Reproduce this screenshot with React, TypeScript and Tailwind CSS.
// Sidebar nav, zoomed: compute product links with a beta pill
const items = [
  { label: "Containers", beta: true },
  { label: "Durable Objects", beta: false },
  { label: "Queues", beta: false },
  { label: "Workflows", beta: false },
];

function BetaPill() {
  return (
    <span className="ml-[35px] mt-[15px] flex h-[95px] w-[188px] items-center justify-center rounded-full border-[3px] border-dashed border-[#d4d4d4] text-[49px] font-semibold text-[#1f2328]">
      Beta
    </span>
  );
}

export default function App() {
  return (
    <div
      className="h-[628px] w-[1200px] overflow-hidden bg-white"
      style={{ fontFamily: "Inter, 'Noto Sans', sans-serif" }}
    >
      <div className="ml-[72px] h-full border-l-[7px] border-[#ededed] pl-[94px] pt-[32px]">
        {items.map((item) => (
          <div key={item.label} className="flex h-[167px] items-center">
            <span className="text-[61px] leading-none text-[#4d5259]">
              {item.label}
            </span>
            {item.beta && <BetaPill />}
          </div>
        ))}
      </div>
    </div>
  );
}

# # # # # # #

THE TASK
Go over the data above and copy every line that has the word "with" in it.

SOLUTION TO THIS EXERCISE
Reproduce this screenshot with React, TypeScript and Tailwind CSS.
// Sidebar nav, zoomed: compute product links with a beta pill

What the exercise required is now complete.